太宰府天満宮と武蔵寺を直線で結んだ途中にある大賀酒造からは、歴史ロマンの香りがぷんぷん漂ってくるのである。

その3世紀半の歴史で、最大の苦難とも言える時期かもしれない。

大口の顧客が軒並みピンチとなり、日本酒の出荷にブレーキが掛かった。

およそ350年の間には、飢饉もあっただろうし、世界大戦も、そしてスペイン風邪などの疫病の流行もあっただろう。

当時の文献は残っておらず、先人たちがどう耐え忍んだのかもわからないが、大賀さんは「その時代、その時代でもがき苦しんできたのだと思います」と想像する。

そして、「この先、どうやって酒造りをしていくか。どうやって酒を売っていくか。ゼロから変える気持ちで臨まないといけない」と、歴史長き酒蔵を守り抜く決意を語る。

流通の発達やインターネットの登場で、最近でこそ、全国の酒蔵のお酒が、どこにいても手に入る。

だが、昔は、どこの地域の造り酒屋でも、地元の人たちが飲む酒だけを製造していたはずだ。

地元の人が、地元の酒蔵を支えていたわけである。

大賀酒造が350年もの歴史を刻めたのも、それだけ地元に愛され続けているからだと思う。

大賀の酒を飲み慣れた人たちへの敬意か。

酒造りに関して「昔から大きく変えていない」と大賀さんは言う。

もちろん、「ちょっとのマイナーチェンジはしてきている」。

ここ10年ほどで蔵人の世代交代が進み、杜氏もぐっと若返った。

宮崎哲成(あきしげ)杜氏は科学的な数字の裏付けをもとにしながら、経験だけに頼らない酒造りをしている。

酒質も安定し、近ごろの酒類の鑑評会で目につく成績を上げてきた。

代表銘柄は「玉出泉」だが、5年ほど前に登場した「大賀」銘柄の日本酒がきれいなのみ口で人気が出ている。

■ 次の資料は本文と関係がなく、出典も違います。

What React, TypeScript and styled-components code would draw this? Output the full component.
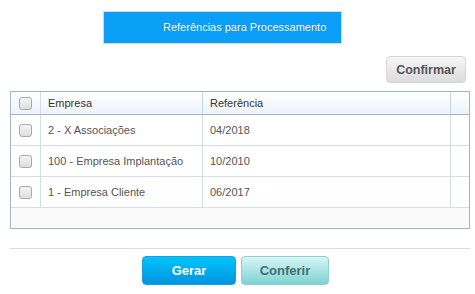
import React from 'react';
import styled, { createGlobalStyle } from 'styled-components';

const GlobalStyle = createGlobalStyle`
    body {
        margin: 0;
        background: #fff;
        font-family: 'Liberation Sans', Arial, sans-serif;
    }
`

const rows = [
    { empresa: '2 - X Associações', ref: '04/2018' },
    { empresa: '100 - Empresa Implantação', ref: '10/2010' },
    { empresa: '1 - Empresa Cliente', ref: '06/2017' },
];

function App() {
    return (
        <>
        <GlobalStyle />
        <Page>
            <TitleRow>
                <TitleBar>Referências para Processamento</TitleBar>
            </TitleRow>

            <ToolRow>
                <GrayButton>Confirmar</GrayButton>
            </ToolRow>

            <Grid>
                <HeadRow>
                    <Cell><Check /></Cell>
                    <HeadCell>Empresa</HeadCell>
                    <HeadCell>Referência</HeadCell>
                    <ScrollCell />
                </HeadRow>
                {rows.map(r => (
                    <BodyRow key={r.empresa}>
                        <Cell><Check /></Cell>
                        <TextCell>{r.empresa}</TextCell>
                        <TextCell>{r.ref}</TextCell>
                    </BodyRow>
                ))}
                <Filler />
            </Grid>

            <Divider />

            <Actions>
                <BlueButton>Gerar</BlueButton>
                <TealButton>Conferir</TealButton>
            </Actions>
        </Page>
        </>
    )
}

const Page = styled.div`
    width: 475px;
    height: 294px;
    padding: 11px 6px 0 10px;
    box-sizing: border-box;
`

const TitleRow = styled.div`
    display: flex;
    padding-left: 93px;
`

const TitleBar = styled.div`
    width: 239px;
    height: 33px;
    box-sizing: border-box;
    border: 1px solid #d8d8d8;
    background: #0aa0f8;
    color: #fff;
    font-size: 11px;
    line-height: 31px;
    padding-left: 59px;
    text-shadow: 0 0 1px rgba(0, 0, 0, 0.35);
`

const ToolRow = styled.div`
    display: flex;
    justify-content: flex-end;
    padding: 12px 3px 0 0;
    margin-bottom: 8px;
`

const GrayButton = styled.button`
    width: 80px;
    height: 27px;
    border: 1px solid #d6d6d6;
    border-radius: 4px;
    background: linear-gradient(#f6f6f6, #dcdcdc);
    color: #555;
    font-family: 'Liberation Sans', Arial, sans-serif;
    font-weight: bold;
    font-size: 12.5px;
    padding: 0;
`

const Grid = styled.div`
    width: 460px;
    height: 138px;
    box-sizing: border-box;
    border: 1px solid #a4b4c4;
    display: flex;
    flex-direction: column;
`

const rowBase = `
    display: grid;
    grid-template-columns: 30px 162px 248px 1fr;
    border-bottom: 1px solid #d4dde6;
`

const HeadRow = styled.div`
    ${rowBase}
    height: 22px;
    border-bottom-color: #a4b4c4;
    background: linear-gradient(#ffffff, #eef3fa);
`

const BodyRow = styled.div`
    ${rowBase}
    height: 31px;
    box-sizing: border-box;
    background: #fff;
`

const Cell = styled.div`
    display: flex;
    align-items: center;
    justify-content: center;
    border-right: 1px solid #d4dde6;
`

const HeadCell = styled.div`
    display: flex;
    align-items: center;
    padding-left: 7px;
    border-right: 1px solid #c6d2de;
    font-size: 11px;
    color: #333;
`

const ScrollCell = styled.div``

const TextCell = styled.div`
    display: flex;
    align-items: center;
    padding-left: 7px;
    border-right: 1px solid #d4dde6;
    font-size: 11px;
    color: #555;
`

const Check = styled.span`
    width: 11px;
    height: 11px;
    border: 1px solid #aaa;
    border-radius: 3px;
    background: linear-gradient(#f4f4f4, #dedede);
`

const Filler = styled.div`
    flex: 1;
    background: #fafafa;
`

const Divider = styled.div`
    width: 460px;
    height: 1px;
    background: #dcdcdc;
    margin: 19px 0 7px;
`

const Actions = styled.div`
    display: flex;
    gap: 5px;
    padding-left: 132px;
`

const BlueButton = styled.button`
    width: 94px;
    height: 29px;
    border: 1px solid #1a9ee0;
    border-radius: 4px;
    background: linear-gradient(#00c4fa, #0094e0);
    color: #fff;
    font-family: 'Liberation Sans', Arial, sans-serif;
    font-weight: bold;
    font-size: 13px;
    padding: 0;
`

const TealButton = styled.button`
    width: 88px;
    height: 29px;
    border: 1px solid #8fcfcf;
    border-radius: 4px;
    background: linear-gradient(#d8f6f6, #80d2d2);
    color: #3c7272;
    font-family: 'Liberation Sans', Arial, sans-serif;
    font-weight: bold;
    font-size: 13px;
    padding: 0;
`

export default App;
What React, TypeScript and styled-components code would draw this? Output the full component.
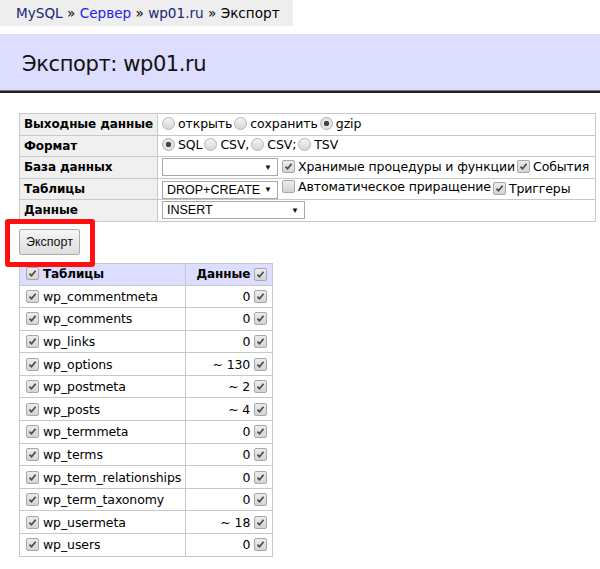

「大賀」は、南極観測隊の料理人に気に入られ、南極大陸に渡って観測隊員に好評だったことも話題になった。

大賀酒造は、今も昔も根強いファンがいる。

だから3世紀半を生き延びてきた。

大賀の酒を愛飲する人たちに支えられながら、この先も酒造りの歴史を刻んでいくに違いない。